• WORK TO BE COMPLETED: Identify the lines holding "this" and copy them.

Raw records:
* begin *

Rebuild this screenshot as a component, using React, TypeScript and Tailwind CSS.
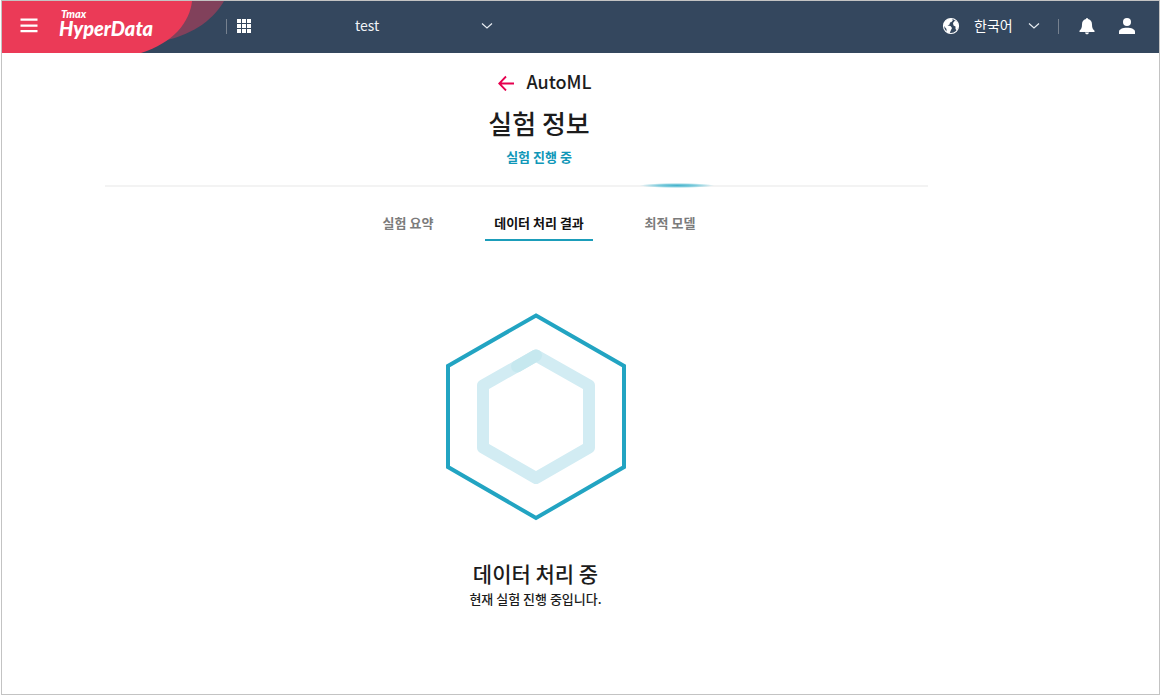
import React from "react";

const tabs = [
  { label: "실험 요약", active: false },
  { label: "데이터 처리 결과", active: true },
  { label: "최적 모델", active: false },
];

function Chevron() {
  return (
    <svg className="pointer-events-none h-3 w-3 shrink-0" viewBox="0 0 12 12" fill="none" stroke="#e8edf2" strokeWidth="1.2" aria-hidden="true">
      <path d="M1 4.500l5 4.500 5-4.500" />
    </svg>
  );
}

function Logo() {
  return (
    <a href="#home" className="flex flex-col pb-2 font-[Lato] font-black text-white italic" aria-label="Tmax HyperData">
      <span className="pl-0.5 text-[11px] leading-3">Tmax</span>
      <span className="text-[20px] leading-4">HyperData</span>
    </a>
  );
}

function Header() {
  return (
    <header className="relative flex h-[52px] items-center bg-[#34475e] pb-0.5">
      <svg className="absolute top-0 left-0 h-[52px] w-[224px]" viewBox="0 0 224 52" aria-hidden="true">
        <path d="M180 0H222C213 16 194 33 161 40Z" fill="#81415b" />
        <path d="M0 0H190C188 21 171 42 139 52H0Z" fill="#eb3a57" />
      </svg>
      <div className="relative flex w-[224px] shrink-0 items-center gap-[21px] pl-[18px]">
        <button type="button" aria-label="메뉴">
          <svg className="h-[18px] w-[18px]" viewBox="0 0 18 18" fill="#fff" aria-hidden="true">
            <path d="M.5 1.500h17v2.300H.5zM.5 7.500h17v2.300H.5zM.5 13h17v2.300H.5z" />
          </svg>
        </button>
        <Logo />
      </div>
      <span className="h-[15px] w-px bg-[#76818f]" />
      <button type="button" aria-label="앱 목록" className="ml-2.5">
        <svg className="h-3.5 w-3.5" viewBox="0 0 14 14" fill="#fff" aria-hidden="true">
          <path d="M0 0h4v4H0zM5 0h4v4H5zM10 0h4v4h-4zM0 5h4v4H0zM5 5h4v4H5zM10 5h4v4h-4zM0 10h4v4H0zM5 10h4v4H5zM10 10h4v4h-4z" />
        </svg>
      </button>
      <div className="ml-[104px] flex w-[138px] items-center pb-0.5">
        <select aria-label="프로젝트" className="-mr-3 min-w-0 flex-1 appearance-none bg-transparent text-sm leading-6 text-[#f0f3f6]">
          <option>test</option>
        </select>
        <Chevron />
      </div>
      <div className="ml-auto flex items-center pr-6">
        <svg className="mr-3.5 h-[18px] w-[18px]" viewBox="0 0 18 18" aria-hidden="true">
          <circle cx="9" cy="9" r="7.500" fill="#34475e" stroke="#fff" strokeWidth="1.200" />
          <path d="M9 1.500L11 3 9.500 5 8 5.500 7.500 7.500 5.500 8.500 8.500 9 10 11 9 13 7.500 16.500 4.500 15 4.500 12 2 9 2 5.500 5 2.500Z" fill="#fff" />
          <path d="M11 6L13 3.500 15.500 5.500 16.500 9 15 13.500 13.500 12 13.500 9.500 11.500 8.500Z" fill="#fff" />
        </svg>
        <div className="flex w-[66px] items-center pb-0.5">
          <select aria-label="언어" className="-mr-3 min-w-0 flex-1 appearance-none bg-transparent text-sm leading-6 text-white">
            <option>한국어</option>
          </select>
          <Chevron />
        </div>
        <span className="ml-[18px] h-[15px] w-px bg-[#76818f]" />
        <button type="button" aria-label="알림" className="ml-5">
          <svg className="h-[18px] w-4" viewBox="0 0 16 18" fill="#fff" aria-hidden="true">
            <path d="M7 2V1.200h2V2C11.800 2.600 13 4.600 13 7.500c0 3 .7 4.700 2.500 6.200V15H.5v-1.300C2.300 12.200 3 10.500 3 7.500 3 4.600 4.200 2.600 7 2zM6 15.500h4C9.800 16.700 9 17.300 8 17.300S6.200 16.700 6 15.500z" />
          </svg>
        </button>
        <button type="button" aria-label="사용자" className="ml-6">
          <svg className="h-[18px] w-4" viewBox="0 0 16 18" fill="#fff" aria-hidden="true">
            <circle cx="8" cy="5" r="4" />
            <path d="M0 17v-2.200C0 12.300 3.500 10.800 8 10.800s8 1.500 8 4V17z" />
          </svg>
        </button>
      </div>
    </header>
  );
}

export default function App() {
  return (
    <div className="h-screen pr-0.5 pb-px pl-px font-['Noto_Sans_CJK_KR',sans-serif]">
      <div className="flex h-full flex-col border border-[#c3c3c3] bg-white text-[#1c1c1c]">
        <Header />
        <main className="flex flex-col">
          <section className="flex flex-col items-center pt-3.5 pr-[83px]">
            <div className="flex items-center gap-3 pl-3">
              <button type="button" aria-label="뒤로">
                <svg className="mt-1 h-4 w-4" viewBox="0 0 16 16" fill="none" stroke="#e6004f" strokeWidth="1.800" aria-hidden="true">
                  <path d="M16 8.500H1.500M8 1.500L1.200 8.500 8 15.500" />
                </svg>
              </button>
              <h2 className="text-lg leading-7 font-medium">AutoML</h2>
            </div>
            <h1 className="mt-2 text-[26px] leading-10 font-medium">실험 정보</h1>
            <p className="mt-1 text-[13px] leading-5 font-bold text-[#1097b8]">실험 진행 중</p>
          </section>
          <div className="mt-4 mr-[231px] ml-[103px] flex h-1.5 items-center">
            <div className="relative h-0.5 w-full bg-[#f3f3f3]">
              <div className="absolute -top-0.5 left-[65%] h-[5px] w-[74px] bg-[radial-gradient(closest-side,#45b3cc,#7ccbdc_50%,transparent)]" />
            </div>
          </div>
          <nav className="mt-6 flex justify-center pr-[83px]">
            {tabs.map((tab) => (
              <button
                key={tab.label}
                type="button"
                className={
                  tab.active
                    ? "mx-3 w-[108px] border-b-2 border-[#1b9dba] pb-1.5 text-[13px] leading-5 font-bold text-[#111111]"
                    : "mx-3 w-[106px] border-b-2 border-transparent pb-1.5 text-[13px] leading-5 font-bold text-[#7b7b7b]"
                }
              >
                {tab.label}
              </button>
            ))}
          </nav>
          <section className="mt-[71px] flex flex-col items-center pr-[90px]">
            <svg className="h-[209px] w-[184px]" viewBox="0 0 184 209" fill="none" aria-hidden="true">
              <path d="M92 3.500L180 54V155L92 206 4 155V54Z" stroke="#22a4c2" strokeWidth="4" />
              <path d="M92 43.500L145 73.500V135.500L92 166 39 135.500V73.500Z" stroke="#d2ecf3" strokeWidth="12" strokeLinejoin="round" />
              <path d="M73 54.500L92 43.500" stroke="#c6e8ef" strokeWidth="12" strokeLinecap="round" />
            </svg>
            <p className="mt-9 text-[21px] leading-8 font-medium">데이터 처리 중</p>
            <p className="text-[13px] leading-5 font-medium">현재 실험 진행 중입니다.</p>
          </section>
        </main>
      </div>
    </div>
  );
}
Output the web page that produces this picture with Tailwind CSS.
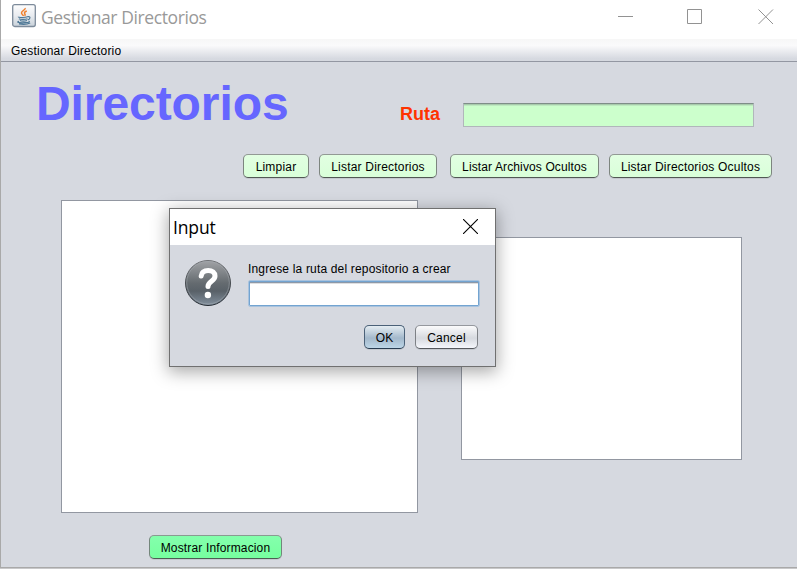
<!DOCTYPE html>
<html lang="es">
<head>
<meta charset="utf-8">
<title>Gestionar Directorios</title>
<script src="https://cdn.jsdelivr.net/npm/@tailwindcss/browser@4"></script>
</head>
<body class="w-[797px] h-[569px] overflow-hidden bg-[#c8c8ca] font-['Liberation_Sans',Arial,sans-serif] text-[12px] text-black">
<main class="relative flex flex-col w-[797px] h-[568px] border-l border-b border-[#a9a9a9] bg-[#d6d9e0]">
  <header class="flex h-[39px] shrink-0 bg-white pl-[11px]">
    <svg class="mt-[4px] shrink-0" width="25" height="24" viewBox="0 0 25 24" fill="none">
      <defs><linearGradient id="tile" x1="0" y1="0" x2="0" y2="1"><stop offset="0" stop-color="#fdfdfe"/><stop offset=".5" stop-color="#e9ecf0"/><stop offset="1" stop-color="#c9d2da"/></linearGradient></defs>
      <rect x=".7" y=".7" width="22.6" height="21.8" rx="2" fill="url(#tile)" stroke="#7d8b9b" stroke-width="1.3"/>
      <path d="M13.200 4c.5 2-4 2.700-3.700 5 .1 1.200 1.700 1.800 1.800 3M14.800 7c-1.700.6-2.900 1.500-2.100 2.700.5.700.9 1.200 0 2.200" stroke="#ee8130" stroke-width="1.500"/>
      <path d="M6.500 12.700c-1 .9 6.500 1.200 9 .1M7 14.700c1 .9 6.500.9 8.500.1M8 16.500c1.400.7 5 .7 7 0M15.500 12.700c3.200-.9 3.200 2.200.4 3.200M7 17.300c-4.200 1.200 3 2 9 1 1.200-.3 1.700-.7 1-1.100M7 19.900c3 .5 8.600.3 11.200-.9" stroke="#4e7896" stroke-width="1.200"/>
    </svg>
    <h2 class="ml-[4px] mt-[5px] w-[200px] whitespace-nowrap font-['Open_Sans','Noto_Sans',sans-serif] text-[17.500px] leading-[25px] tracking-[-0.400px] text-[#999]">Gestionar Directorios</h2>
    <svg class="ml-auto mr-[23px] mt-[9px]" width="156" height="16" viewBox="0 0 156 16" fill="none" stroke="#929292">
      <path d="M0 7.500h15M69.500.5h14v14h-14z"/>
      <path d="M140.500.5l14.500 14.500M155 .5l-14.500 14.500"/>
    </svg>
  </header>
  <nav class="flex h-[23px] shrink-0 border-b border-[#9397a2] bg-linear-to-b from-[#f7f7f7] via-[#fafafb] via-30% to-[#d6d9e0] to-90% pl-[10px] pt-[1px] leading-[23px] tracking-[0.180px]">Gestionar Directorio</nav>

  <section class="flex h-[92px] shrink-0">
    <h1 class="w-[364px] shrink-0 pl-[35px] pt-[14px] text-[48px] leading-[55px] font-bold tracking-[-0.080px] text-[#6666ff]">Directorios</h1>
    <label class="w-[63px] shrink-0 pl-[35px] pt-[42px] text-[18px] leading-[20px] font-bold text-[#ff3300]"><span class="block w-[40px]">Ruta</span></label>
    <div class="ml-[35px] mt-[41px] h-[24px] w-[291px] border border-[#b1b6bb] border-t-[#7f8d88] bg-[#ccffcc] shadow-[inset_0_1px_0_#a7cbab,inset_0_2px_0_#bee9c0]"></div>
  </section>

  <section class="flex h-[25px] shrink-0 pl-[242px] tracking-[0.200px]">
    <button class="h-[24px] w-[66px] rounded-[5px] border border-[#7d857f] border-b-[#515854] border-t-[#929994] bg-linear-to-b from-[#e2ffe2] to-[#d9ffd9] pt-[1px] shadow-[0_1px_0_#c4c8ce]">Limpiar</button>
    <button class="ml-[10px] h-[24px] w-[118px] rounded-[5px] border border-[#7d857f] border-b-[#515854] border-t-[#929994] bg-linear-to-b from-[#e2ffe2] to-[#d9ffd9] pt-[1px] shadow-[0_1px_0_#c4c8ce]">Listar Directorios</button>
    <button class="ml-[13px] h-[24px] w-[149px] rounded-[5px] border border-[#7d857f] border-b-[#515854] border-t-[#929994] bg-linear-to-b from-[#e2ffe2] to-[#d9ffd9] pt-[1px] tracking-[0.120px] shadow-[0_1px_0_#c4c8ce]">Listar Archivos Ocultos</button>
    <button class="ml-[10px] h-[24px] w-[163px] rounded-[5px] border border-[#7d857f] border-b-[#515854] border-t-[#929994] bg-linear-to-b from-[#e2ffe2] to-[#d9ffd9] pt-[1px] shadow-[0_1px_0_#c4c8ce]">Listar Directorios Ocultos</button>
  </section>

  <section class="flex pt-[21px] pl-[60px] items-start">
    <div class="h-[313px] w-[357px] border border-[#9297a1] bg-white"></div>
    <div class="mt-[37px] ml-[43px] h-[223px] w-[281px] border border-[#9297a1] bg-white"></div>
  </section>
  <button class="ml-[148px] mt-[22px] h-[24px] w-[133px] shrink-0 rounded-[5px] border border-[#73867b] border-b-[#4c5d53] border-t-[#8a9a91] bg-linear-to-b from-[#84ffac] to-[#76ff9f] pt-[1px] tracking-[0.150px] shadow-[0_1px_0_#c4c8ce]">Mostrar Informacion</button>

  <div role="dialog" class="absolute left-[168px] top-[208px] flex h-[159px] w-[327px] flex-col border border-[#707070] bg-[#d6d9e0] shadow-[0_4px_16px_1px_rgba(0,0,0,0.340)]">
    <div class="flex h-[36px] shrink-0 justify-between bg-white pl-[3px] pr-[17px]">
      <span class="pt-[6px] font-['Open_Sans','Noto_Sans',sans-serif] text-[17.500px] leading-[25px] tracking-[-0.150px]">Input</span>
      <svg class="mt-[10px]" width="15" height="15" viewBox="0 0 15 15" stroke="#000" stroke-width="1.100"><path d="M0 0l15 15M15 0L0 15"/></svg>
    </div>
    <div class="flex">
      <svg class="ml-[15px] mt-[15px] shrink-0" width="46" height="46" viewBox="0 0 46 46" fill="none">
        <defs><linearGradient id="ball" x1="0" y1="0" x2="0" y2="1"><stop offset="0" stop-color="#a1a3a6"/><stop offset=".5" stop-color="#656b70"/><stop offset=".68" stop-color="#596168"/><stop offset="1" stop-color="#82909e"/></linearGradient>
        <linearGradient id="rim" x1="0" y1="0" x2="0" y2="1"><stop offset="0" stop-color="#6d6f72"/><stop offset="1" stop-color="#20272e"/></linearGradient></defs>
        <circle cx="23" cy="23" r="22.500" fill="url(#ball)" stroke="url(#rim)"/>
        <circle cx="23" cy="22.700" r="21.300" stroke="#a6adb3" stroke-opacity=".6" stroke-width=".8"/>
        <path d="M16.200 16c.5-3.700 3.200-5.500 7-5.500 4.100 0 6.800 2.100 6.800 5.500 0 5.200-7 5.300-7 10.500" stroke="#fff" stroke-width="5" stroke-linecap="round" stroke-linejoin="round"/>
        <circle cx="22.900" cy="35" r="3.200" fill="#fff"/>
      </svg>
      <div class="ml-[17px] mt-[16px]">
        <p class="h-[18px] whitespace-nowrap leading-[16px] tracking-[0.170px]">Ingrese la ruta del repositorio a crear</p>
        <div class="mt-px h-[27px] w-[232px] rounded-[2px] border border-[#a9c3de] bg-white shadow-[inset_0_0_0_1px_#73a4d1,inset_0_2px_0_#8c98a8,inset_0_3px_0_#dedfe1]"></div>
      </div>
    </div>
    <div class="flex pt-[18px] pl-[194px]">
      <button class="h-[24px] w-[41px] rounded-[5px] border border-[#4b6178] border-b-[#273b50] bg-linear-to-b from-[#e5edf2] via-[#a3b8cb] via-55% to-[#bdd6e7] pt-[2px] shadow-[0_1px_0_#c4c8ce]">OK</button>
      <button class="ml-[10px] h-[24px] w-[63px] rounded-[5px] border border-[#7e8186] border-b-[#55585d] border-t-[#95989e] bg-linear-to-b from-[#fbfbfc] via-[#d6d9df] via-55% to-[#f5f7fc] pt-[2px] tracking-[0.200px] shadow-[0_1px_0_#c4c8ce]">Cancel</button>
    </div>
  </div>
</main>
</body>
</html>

* end *

• WRITTEN RESPONSE:
Rebuild this screenshot as a component, using React, TypeScript and Tailwind CSS.
Output the web page that produces this picture with Tailwind CSS.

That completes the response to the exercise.